- [Source material]
** BEGIN **

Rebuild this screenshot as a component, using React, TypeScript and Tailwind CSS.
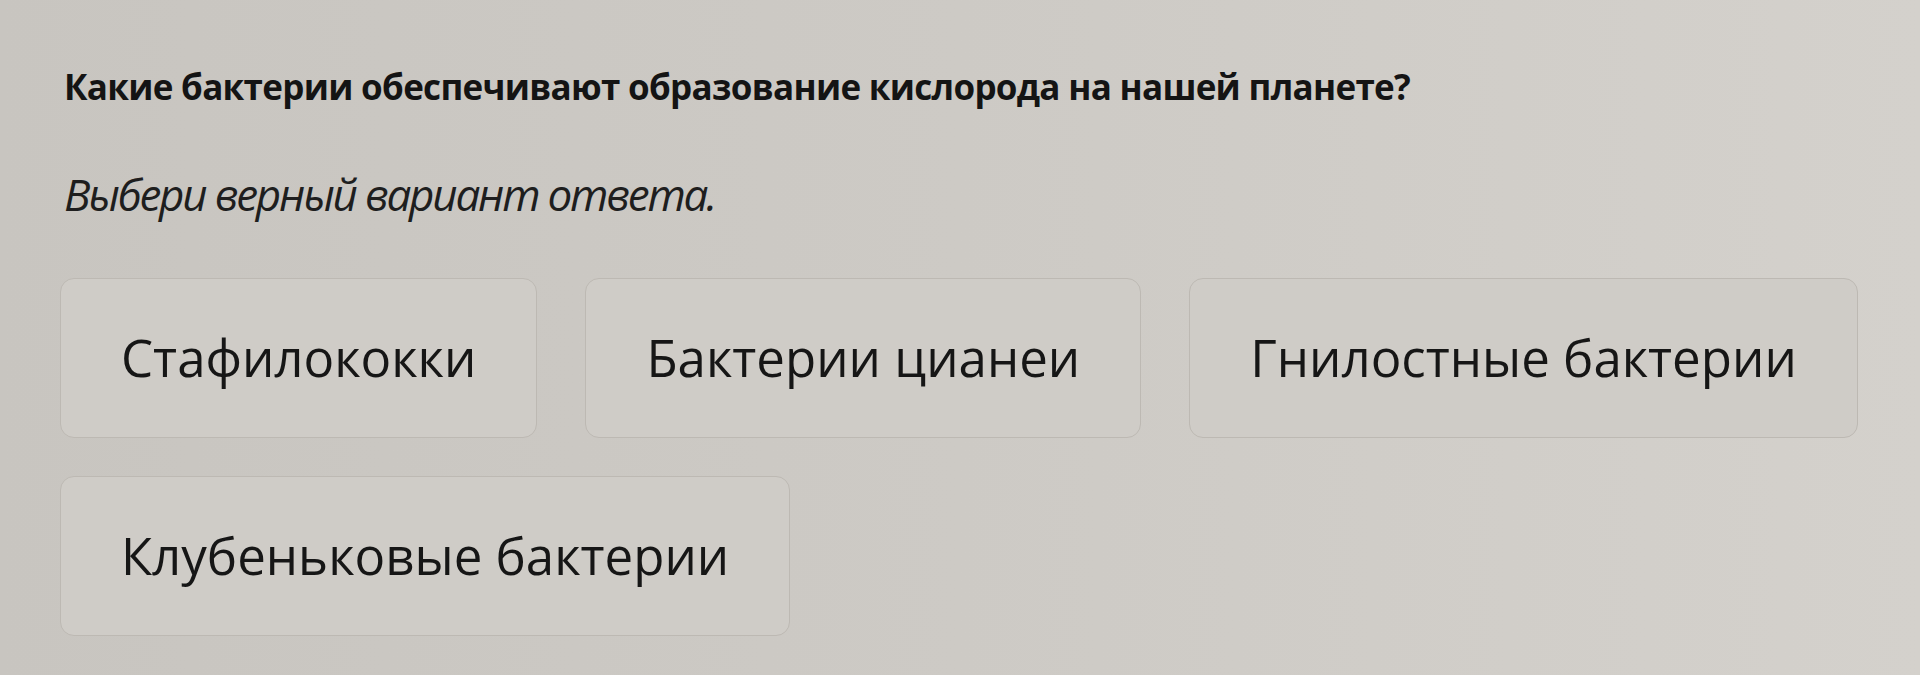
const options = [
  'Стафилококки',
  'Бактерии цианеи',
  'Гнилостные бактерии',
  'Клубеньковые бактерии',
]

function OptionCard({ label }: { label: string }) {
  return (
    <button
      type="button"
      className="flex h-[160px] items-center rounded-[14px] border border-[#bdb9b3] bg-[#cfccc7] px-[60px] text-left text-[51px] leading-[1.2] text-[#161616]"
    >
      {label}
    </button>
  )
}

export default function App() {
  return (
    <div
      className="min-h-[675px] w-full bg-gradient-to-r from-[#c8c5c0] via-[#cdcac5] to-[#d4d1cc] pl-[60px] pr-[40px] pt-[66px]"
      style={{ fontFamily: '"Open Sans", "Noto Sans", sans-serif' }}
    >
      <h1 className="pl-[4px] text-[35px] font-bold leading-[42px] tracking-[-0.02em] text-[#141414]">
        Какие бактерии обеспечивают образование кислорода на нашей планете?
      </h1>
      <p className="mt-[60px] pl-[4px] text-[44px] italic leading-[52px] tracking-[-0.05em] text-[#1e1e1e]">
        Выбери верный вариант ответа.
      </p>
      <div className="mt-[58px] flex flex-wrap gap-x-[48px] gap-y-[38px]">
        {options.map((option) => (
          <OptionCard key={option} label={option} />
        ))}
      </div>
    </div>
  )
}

** END **
** BEGIN **

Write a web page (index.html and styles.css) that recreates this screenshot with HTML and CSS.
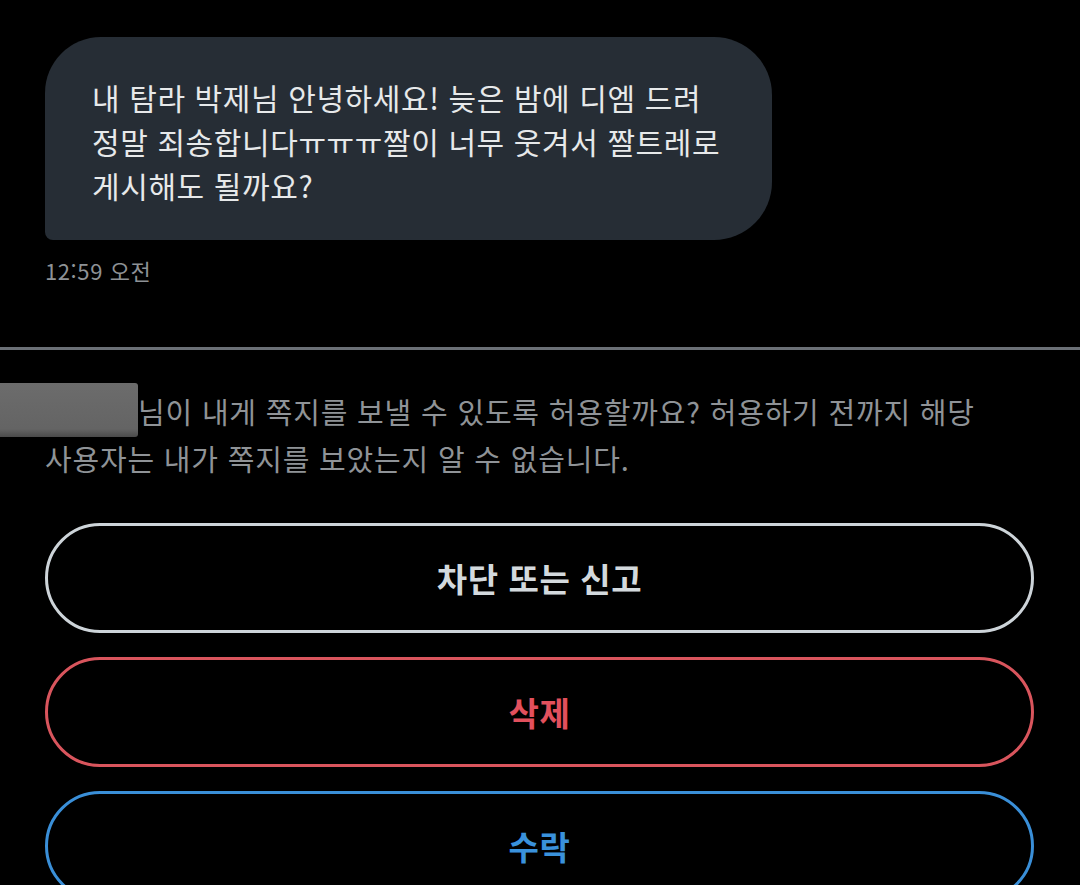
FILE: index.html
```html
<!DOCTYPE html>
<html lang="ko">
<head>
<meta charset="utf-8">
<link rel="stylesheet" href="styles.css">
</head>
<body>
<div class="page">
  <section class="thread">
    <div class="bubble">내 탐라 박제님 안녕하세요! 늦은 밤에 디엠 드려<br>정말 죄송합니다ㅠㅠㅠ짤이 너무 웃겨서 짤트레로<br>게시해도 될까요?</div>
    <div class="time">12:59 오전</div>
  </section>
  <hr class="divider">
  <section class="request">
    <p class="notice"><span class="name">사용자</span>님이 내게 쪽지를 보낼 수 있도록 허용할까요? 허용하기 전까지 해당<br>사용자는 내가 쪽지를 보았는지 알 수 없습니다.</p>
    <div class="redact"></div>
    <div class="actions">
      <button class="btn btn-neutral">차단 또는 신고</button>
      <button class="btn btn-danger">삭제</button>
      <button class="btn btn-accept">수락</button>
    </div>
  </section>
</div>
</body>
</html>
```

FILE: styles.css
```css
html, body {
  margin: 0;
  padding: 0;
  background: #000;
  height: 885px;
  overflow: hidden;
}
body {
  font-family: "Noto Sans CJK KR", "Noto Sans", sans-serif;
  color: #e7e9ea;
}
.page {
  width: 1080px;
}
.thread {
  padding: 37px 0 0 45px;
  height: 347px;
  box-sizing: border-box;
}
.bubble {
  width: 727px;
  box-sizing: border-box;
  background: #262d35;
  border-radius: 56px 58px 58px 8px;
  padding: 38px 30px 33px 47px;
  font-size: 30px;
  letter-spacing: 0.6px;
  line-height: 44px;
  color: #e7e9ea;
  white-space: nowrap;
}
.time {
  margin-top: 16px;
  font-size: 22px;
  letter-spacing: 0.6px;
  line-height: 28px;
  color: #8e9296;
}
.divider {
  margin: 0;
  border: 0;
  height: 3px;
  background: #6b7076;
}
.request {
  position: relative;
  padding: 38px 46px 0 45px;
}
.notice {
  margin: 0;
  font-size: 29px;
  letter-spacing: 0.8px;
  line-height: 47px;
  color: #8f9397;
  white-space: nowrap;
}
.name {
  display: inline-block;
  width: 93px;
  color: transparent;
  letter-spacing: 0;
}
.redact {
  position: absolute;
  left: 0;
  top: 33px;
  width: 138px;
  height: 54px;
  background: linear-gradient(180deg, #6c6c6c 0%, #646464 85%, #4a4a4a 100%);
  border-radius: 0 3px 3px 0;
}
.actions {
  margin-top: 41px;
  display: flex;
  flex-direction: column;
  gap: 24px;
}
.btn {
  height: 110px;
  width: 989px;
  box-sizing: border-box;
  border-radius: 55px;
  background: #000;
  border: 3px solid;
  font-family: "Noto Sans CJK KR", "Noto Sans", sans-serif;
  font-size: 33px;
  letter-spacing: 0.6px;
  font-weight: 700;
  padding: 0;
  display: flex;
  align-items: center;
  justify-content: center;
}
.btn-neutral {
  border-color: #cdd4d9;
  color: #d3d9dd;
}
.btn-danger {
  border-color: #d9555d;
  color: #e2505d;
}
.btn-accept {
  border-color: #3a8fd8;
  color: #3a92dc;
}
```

** END **

- [Problem to work on]
From the listing above, return each line with the word "styles".

- [Final result]
Write a web page (index.html and styles.css) that recreates this screenshot with HTML and CSS.
<link rel="stylesheet" href="styles.css">
FILE: styles.css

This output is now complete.